What lessons does the US experience have for India? First, political leaders who deny reality, and are more focused on looking good and retaining power than on the welfare of citizens at large, will tend to fail in a crisis, although they may be able to hide their failure from many by manipulating the media. But, the manipulation of the media (with the media’s own complicity) prevents the problem from being recognised and acted on.
Second, leaders who do not trust expertise and surround themselves with flatterers and loyalists, rather than with competent people, will not be well prepared to deal with a fast-moving crisis. Assembling expert teams, and embedding them in the wider system takes time, and time is of the essence in a crisis.
Third, having a well-decentralised system can be helpful. US state governors are speaking to each other, and sharing best practices, especially regionally. In some cases, this has helped cut across partisan mistrust—though it is also the case that some Republican party governors have not completely bought into the Trump cult of denying reality. Governors also know that they are accountable to their own electorates, and will be judged at the next election. India lacks good decentralisation in many of these aspects. Of course, good central decision-making is vital, but decentralisation can compensate for central failures, and even provide role models for how to fix them.
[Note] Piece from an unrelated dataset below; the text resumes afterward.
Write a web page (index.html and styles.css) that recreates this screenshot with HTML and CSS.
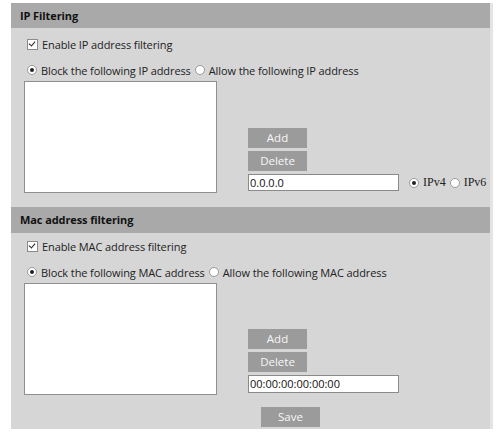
FILE: index.html
```html
<!DOCTYPE html>
<html>
<head>
<meta charset="utf-8">
<link rel="stylesheet" href="styles.css">
</head>
<body>
<div class="panel">
  <div class="sec-head">IP Filtering</div>
  <div class="sec-body">
    <div class="row"><span class="cb"></span><span>Enable IP address filtering</span></div>
    <div class="row"><span class="rd on"></span><span>Block the following IP address</span><span class="rd"></span><span>Allow the following IP address</span></div>
    <div class="list-area">
      <div class="listbox"></div>
      <div class="controls">
        <div class="btn">Add</div>
        <div class="btn">Delete</div>
        <div class="input-row">
          <div class="field">0.0.0.0</div>
          <div class="ipver"><span class="rd on"></span><span class="serif">IPv4</span><span class="rd"></span><span class="serif">IPv6</span></div>
        </div>
      </div>
    </div>
  </div>
  <div class="sec-head second">Mac address filtering</div>
  <div class="sec-body last">
    <div class="row"><span class="cb"></span><span>Enable MAC address filtering</span></div>
    <div class="row"><span class="rd on"></span><span>Block the following MAC address</span><span class="rd"></span><span>Allow the following MAC address</span></div>
    <div class="list-area">
      <div class="listbox"></div>
      <div class="controls">
        <div class="btn">Add</div>
        <div class="btn">Delete</div>
        <div class="input-row">
          <div class="field tall">00:00:00:00:00:00</div>
        </div>
      </div>
    </div>
    <div class="save-row"><div class="btn">Save</div></div>
  </div>
</div>
</body>
</html>
```

FILE: styles.css
```css
html, body { margin: 0; padding: 0; background: #fff; }
body {
  font-family: "Open Sans", "Noto Sans", sans-serif;
  font-size: 11px;
  color: #222;
}
.panel {
  margin: 3px 0 0 11px;
  width: 479px;
  background: #d6d6d6;
  border-right: 3px solid #e4e4e4;
}
.sec-head {
  height: 25px;
  line-height: 25px;
  background: #a9a9a9;
  padding-left: 9px;
  font-weight: bold;
  font-size: 11px;
  color: #111;
  letter-spacing: -0.1px;
}
.sec-head.second { height: 26px; line-height: 26px; }
.sec-body {
  padding: 6px 0 14px 16px;
}
.sec-body.last { padding: 3px 0 1px 16px; }
.row {
  display: flex;
  align-items: center;
  height: 20px;
  margin-bottom: 6px;
  white-space: nowrap;
  letter-spacing: -0.1px;
}
.cb {
  width: 9px;
  height: 9px;
  border: 1px solid #8a8a8a;
  background: #fff;
  margin-right: 4px;
  position: relative;
  flex: none;
}
.cb::after {
  content: "";
  position: absolute;
  left: 2px;
  top: 0px;
  width: 3px;
  height: 5px;
  border: solid #222;
  border-width: 0 1.5px 1.5px 0;
  transform: rotate(40deg);
}
.rd {
  width: 8px;
  height: 8px;
  border: 1px solid #9a9a9a;
  border-radius: 50%;
  background: #fff;
  margin-right: 4px;
  flex: none;
  position: relative;
}
.row .rd + span + .rd { margin-left: 4px; }
.rd.on::after {
  content: "";
  position: absolute;
  left: 2px;
  top: 2px;
  width: 4px;
  height: 4px;
  border-radius: 50%;
  background: #222;
}
.list-area {
  display: flex;
  align-items: flex-end;
  margin-left: -3px;
  margin-top: -5px;
}
.listbox {
  width: 191px;
  height: 110px;
  background: #fff;
  border: 1px solid #8f8f8f;
  flex: none;
}
.controls {
  margin-left: 31px;
  margin-bottom: 2px;
  display: flex;
  flex-direction: column;
  gap: 3px;
}
.btn {
  width: 59px;
  height: 20px;
  line-height: 20px;
  text-align: center;
  background: #9b9b9b;
  color: #f7f7f7;
  font-size: 11.5px;
}
.input-row {
  display: flex;
  align-items: center;
}
.field {
  width: 148px;
  height: 15px;
  line-height: 15px;
  border: 1px solid #8a8a8a;
  background: #fff;
  padding-left: 1px;
  font-size: 11px;
  color: #111;
  box-sizing: content-box;
}
.field.tall { height: 16px; line-height: 16px; }
.ipver {
  display: flex;
  align-items: center;
  margin-left: 10px;
}
.ipver .rd + .serif + .rd { margin-left: 4px; }
.serif {
  font-family: "Liberation Serif", serif;
  font-size: 12px;
}
.save-row {
  padding: 12px 0 1px 234px;
  height: 20px;
}
```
A fourth lesson goes back to the financial crisis of 2008. The US Federal Reserve has responded magnificently to the current dangers to the financial system. And, the financial regulatory reforms of the past decade have insured against the worst vulnerabilities of that earlier period. India has a rolling financial crisis that has not received the urgent attention it required, and which is exposing the enormous failures of its regulatory regime. Two types of contagion at once will be a monumental challenge for the country in the next few months.